In mid-June I was invited to speak on Cohousing common house design in the UK. It was a great opportunity to visit the various different Cohousing schemes that exist in the UK, highlighting the diversity that is not as present in US Cohousing schemes. 

We visited LILAC in Leeds, which was a wonderful new build scheme with an alternative ownership model. My daughter made fast friends, visiting the community garden, and racing around the central pedestrian path. There was an ad hoc celebration for a family who had been granted amnesty, which we were able to participate in. And the community meal was divine – with members of two forming groups helping with the preparation.  Dinner was followed by a presentation on common house design, with more than four forming groups in attendance.

A visit to Laughton Lodge near Lewes in the south of England proved to be an idyllic day trip from London. The seaside town was the starting point of a trip to Laughton to visit a community founded by a deceased friend and Cohousing advocate, Sarah Berger. Laughton Lodge was formerly an old hospital for developmentally disabled people that has been adaptively refurbished to house 21 families. The grounds have been greatly improved upon, and the institutional housing has been transformed into generous residences with tall ceilings and ample daylight. The treehouse was a place for my daughter to make quick friends with other children visiting the community.

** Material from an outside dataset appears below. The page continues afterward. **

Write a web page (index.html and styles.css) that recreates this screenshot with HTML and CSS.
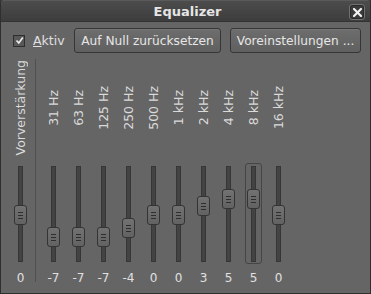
FILE: index.html
```html
<!DOCTYPE html>
<html lang="de">
<head>
    <meta charset="UTF-8">
    <title>Equalizer</title>
    <link rel="stylesheet" href="styles.css">
</head>
<body>
    <div class="window">
        <div class="titlebar">
            <span class="title">Equalizer</span>
            <span class="close">
                <svg width="9" height="9" viewBox="0 0 9 9"><path d="M1 1 L8 8 M8 1 L1 8" stroke="#f2f2f2" stroke-width="2.2" stroke-linecap="square"/></svg>
            </span>
        </div>
        <div class="content">
            <div class="toolbar">
                <label class="check">
                    <span class="box">
                        <svg width="9" height="9" viewBox="0 0 9 9"><path d="M1.5 4.5 L3.8 7 L7.8 1.5" fill="none" stroke="#eee" stroke-width="1.6"/></svg>
                    </span>
                    <span><u>A</u>ktiv</span>
                </label>
                <button class="btn btn-reset">Auf Null zurücksetzen</button>
                <button class="btn btn-presets">Voreinstellungen ...</button>
            </div>

            <div class="bands">
                <div class="band preamp">
                    <div class="label"><span>Vorverstärkung</span></div>
                    <div class="slider"><div class="track"><div class="handle" style="top: 38px"></div></div></div>
                    <div class="value">0</div>
                </div>
                <div class="sep"></div>
                <div class="band">
                    <div class="label"><span>31 Hz</span></div>
                    <div class="slider"><div class="track"><div class="handle" style="top: 60px"></div></div></div>
                    <div class="value">-7</div>
                </div>
                <div class="band">
                    <div class="label"><span>63 Hz</span></div>
                    <div class="slider"><div class="track"><div class="handle" style="top: 60px"></div></div></div>
                    <div class="value">-7</div>
                </div>
                <div class="band">
                    <div class="label"><span>125 Hz</span></div>
                    <div class="slider"><div class="track"><div class="handle" style="top: 60px"></div></div></div>
                    <div class="value">-7</div>
                </div>
                <div class="band">
                    <div class="label"><span>250 Hz</span></div>
                    <div class="slider"><div class="track"><div class="handle" style="top: 51px"></div></div></div>
                    <div class="value">-4</div>
                </div>
                <div class="band">
                    <div class="label"><span>500 Hz</span></div>
                    <div class="slider"><div class="track"><div class="handle" style="top: 38px"></div></div></div>
                    <div class="value">0</div>
                </div>
                <div class="band">
                    <div class="label"><span>1 kHz</span></div>
                    <div class="slider"><div class="track"><div class="handle" style="top: 38px"></div></div></div>
                    <div class="value">0</div>
                </div>
                <div class="band">
                    <div class="label"><span>2 kHz</span></div>
                    <div class="slider"><div class="track"><div class="handle" style="top: 29px"></div></div></div>
                    <div class="value">3</div>
                </div>
                <div class="band">
                    <div class="label"><span>4 kHz</span></div>
                    <div class="slider"><div class="track"><div class="handle" style="top: 22px"></div></div></div>
                    <div class="value">5</div>
                </div>
                <div class="band focused">
                    <div class="label"><span>8 kHz</span></div>
                    <div class="slider"><div class="track"><div class="handle" style="top: 22px"></div></div></div>
                    <div class="value">5</div>
                </div>
                <div class="band">
                    <div class="label"><span>16 kHz</span></div>
                    <div class="slider"><div class="track"><div class="handle" style="top: 38px"></div></div></div>
                    <div class="value">0</div>
                </div>
            </div>
        </div>
    </div>
</body>
</html>
```

FILE: styles.css
```css
html, body {
    margin: 0;
    padding: 0;
    background: #3a3a3a;
}
body {
    font-family: "DejaVu Sans", sans-serif;
    font-size: 12.5px;
    color: #e0e0e0;
}
.window {
    width: 371px;
    height: 294px;
    box-sizing: border-box;
    background: #656565;
    border: 1px solid #2f2f2f;
    border-top: none;
    border-radius: 4px 4px 0 0;
    overflow: hidden;
}
.titlebar {
    height: 22px;
    display: flex;
    align-items: center;
    justify-content: center;
    position: relative;
    background: linear-gradient(#4c4c4c, #3d3d3d);
    border-top: 1px solid #5a5a5a;
    border-bottom: 1px solid #333;
    box-sizing: border-box;
}
.title {
    font-weight: bold;
    font-size: 13px;
    color: #e6e6e6;
    margin-left: 4px;
}
.close {
    position: absolute;
    right: 5px;
    top: 3px;
    width: 16px;
    height: 16px;
    box-sizing: border-box;
    border: 1px solid #727272;
    border-radius: 3px;
    background: #3b3b3b;
    box-shadow: inset 0 0 0 1px #2a2a2a;
    display: flex;
    align-items: center;
    justify-content: center;
}
.content {
    padding: 6px 0 0 0;
}
.toolbar {
    display: flex;
    align-items: center;
    height: 25px;
    padding-left: 12px;
}
.check {
    display: flex;
    align-items: center;
    gap: 8px;
    width: 61px;
    flex-shrink: 0;
}
.box {
    width: 12px;
    height: 12px;
    box-sizing: border-box;
    border: 1px solid #2e2e2e;
    background: #585858;
    display: flex;
    align-items: center;
    justify-content: center;
}
.btn {
    font-family: "DejaVu Sans", sans-serif;
    font-size: 12.2px;
    color: #e6e6e6;
    height: 25px;
    padding: 0 2px;
    border: 1px solid #363636;
    border-radius: 3px;
    background: linear-gradient(#6d6d6d, #606060);
    box-shadow: inset 0 1px 0 rgba(255,255,255,0.06);
    flex-shrink: 0;
}
.btn-reset {
    width: 147px;
}
.btn-presets {
    width: 131px;
    margin-left: 9px;
}
.bands {
    display: flex;
    padding-left: 7px;
    margin-top: 6px;
}
.band {
    width: 25px;
    display: flex;
    flex-direction: column;
    align-items: center;
}
.sep {
    width: 1px;
    height: 223px;
    background: #505050;
    margin: 0 5px 0 2px;
}
.label {
    height: 98px;
    display: flex;
    align-items: center;
    justify-content: center;
}
.label span {
    writing-mode: vertical-rl;
    transform: rotate(180deg);
    white-space: nowrap;
    color: #dadada;
}
.slider {
    margin-top: 6px;
    width: 17px;
    height: 101px;
    box-sizing: border-box;
    border: 1px solid transparent;
    border-radius: 3px;
    display: flex;
    justify-content: center;
    padding-top: 2px;
}
.focused .slider {
    border-color: #454545;
}
.track {
    position: relative;
    width: 5px;
    height: 96px;
    box-sizing: border-box;
    background: #434343;
    border: 1px solid #363636;
}
.handle {
    position: absolute;
    left: -5px;
    width: 13px;
    height: 20px;
    box-sizing: border-box;
    border: 1px solid #343434;
    border-radius: 3px;
    background: linear-gradient(#727272, #626262);
}
.handle::after {
    content: "";
    position: absolute;
    left: 3px;
    top: 6px;
    width: 5px;
    height: 5px;
    border-top: 1px solid #2e2e2e;
    border-bottom: 1px solid #2e2e2e;
    background: linear-gradient(transparent 2px, #2e2e2e 2px, #2e2e2e 3px, transparent 3px);
}
.value {
    margin-top: 7px;
    font-size: 12px;
    color: #e0e0e0;
}
```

Near central London, we visited Springdale Gardens, a small cohousing scheme for six families. The flag lot was tucked behind existing row houses. The founding residents shared their struggles with the Hackney planning commission and the difficulties of trying to obtain approval for their buildings that were to be hidden behind taller and higher density housing that face the public street. The residents had very high ambitions for sustainability and achieved them using a very modern aesthetic. This community was formed quickly around the desire to build in the City; accordingly they did not benefit from a long forming process. This, along with some struggles with their contractor, left them feeling burnt out, and the level of conviviality was lower than other communities visited. However, the residents with whom we met held high aspirations for future community-building endeavors.

Finally we went to Lancaster Cohousing, the location of the seminar at which I was invited to present. This was built along a linear stretch of the Lune River and had the most ideal siting for solar strategies. The community achieved a high level of sustainable construction. Their common house was well considered - their architect had been given my common house design book as a resource during the design phase. Their community had meals several times a week, and a Daily Diners club ensured that there were meals on the other days for those who wished to participate.

In addition to visiting these communities, I visited with many other nascent cohousers who were forming their communities - from Hackney to Brighton and other suburbs of London. They all had a great optimism for their projects and an idealistic enthusiasm to change their lives and change the world by building community. It gave me great inspiration to return home to finish out the last remaining months of our own construction on a truly urban Cohousing scheme in a very dense neighborhood of Seattle.

Grace Kim is a founding principal of Schemata Workshop and the author of a book on Cohousing common house design.